What you should do:
What is the number of lines containing the string "that"? Answer with the number only.

Supplied material:
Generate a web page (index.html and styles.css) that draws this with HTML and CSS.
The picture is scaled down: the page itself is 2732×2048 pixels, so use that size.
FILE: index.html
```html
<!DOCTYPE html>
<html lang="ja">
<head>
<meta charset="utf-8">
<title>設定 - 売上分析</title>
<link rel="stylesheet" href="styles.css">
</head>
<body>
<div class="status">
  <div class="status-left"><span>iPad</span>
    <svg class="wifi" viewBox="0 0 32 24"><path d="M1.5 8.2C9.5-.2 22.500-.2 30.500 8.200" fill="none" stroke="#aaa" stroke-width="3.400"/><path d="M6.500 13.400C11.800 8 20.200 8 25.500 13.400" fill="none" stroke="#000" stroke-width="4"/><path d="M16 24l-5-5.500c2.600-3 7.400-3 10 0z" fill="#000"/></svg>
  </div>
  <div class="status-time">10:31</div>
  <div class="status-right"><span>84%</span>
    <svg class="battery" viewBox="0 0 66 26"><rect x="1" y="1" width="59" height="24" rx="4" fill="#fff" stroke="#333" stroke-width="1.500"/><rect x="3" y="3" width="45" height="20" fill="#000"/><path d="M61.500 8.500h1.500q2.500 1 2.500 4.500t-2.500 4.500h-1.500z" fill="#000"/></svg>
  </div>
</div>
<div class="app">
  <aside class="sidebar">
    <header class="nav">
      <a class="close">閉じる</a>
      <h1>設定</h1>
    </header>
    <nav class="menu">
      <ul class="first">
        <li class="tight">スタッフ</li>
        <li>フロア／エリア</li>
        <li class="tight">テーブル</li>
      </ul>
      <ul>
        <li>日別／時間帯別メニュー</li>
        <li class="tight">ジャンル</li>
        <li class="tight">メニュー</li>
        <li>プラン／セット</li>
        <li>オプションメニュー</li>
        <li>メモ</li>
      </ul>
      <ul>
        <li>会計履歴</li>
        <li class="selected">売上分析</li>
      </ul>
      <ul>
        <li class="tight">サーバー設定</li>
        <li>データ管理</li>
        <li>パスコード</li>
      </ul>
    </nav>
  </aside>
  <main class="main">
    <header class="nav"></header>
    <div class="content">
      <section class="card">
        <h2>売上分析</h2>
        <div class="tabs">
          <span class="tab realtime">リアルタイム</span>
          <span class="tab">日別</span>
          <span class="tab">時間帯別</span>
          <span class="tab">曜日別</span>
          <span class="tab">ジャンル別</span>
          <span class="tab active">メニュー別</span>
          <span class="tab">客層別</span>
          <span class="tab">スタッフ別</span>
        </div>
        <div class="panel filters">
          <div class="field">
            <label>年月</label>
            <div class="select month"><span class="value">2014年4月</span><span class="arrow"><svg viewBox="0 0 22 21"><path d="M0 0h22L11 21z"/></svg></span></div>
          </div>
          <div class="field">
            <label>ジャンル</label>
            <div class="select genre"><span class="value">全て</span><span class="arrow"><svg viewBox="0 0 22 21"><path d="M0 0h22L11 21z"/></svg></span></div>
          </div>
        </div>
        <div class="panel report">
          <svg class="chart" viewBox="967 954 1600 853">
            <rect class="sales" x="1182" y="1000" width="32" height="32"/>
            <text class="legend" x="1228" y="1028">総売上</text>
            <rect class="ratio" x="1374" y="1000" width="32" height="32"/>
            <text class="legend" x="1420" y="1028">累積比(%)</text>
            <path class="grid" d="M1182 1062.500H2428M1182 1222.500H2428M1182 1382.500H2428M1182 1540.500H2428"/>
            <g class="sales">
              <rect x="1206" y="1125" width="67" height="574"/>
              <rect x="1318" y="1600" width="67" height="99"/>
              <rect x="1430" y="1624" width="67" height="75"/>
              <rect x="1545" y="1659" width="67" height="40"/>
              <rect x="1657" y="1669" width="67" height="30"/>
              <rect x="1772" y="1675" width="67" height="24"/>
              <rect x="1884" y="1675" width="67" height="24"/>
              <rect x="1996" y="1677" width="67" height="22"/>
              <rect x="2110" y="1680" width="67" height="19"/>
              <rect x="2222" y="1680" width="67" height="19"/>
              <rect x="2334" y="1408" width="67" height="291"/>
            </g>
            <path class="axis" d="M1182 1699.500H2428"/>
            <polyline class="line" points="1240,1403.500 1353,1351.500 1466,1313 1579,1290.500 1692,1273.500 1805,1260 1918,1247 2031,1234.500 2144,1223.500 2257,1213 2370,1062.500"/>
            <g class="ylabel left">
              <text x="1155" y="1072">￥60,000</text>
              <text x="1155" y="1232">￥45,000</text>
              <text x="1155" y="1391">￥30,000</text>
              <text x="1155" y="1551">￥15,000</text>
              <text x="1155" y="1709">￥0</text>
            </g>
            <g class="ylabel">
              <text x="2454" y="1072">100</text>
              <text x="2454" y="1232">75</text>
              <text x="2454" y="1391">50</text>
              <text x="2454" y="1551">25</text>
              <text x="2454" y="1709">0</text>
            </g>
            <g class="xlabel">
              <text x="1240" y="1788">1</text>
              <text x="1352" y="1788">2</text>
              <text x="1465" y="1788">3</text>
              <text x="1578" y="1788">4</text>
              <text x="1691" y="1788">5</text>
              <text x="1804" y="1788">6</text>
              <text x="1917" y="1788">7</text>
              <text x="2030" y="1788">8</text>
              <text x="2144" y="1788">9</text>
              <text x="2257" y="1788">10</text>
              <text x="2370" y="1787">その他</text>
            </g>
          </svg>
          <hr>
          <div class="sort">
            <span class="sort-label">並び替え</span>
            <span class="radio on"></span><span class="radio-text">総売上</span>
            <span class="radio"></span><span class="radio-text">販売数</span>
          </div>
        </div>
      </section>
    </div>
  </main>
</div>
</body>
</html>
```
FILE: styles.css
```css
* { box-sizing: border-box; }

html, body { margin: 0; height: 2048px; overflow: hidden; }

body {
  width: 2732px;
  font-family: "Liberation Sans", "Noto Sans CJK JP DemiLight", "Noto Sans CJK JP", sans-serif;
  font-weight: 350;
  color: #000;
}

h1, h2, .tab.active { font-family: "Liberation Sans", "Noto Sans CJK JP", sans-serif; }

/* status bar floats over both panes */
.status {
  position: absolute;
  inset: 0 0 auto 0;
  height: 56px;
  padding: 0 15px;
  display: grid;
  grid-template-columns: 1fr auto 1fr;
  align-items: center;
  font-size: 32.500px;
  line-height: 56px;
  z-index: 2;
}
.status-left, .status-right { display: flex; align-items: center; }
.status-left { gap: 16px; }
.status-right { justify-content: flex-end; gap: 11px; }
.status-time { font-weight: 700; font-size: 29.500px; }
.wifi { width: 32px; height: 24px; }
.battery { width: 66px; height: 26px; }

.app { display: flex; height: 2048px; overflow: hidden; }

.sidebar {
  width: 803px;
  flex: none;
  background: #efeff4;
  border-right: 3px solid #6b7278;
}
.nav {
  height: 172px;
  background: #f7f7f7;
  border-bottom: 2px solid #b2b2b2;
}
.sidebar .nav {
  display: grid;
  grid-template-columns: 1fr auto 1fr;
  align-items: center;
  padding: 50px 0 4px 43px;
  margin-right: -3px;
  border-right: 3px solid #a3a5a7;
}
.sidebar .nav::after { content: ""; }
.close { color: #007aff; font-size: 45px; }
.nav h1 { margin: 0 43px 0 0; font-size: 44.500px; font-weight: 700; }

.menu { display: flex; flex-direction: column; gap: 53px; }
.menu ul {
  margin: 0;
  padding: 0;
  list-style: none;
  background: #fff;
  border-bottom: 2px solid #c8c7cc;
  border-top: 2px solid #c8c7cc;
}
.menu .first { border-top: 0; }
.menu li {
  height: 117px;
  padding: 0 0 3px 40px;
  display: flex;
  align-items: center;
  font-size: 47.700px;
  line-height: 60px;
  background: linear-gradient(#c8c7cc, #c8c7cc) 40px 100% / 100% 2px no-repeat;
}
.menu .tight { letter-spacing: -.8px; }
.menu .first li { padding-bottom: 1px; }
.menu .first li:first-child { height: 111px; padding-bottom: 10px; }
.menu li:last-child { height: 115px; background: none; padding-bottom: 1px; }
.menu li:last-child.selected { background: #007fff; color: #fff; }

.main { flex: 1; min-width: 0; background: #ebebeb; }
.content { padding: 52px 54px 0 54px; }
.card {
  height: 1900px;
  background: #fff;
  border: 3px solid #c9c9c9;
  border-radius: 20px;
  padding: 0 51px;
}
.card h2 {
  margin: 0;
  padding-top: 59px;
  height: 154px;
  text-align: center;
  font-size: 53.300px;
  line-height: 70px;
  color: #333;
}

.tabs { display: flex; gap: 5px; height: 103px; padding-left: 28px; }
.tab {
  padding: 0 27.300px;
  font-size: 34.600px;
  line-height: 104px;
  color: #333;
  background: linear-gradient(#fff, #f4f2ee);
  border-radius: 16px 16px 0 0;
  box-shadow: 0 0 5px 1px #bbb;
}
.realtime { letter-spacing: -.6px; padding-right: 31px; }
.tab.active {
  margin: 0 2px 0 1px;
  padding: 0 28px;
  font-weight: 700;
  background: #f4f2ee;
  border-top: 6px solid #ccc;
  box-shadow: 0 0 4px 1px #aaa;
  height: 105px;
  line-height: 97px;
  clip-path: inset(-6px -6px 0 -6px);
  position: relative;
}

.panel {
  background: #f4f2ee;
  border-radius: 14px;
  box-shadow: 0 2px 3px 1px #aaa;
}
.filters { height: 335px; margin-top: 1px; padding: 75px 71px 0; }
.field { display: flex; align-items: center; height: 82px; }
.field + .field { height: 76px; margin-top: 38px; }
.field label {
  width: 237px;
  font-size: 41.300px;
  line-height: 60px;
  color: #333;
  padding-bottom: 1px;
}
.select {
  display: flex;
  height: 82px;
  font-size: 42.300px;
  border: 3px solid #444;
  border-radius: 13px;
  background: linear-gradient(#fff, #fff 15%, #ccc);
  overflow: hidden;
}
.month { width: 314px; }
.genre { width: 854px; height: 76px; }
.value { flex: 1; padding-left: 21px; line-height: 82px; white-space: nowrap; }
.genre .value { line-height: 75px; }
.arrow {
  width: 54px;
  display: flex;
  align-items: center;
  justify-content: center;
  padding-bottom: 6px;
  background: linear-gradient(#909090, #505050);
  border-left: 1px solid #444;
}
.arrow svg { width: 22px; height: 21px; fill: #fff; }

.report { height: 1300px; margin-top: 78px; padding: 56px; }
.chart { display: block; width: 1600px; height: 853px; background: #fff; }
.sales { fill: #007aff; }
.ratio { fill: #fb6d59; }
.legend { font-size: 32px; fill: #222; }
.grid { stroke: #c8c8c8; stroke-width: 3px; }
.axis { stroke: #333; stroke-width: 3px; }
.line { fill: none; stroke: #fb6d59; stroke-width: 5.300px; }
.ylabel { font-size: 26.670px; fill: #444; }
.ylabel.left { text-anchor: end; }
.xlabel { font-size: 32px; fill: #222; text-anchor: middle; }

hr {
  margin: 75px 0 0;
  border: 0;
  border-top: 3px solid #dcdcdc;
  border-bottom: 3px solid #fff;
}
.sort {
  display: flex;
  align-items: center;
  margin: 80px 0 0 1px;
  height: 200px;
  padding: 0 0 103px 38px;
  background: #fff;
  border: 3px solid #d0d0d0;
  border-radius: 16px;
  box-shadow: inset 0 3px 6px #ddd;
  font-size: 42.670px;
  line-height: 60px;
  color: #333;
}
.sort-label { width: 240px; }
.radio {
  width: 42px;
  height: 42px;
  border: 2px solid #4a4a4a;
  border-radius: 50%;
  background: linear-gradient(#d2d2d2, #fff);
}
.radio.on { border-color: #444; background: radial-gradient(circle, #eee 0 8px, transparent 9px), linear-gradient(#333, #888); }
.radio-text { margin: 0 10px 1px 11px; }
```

Reply:
2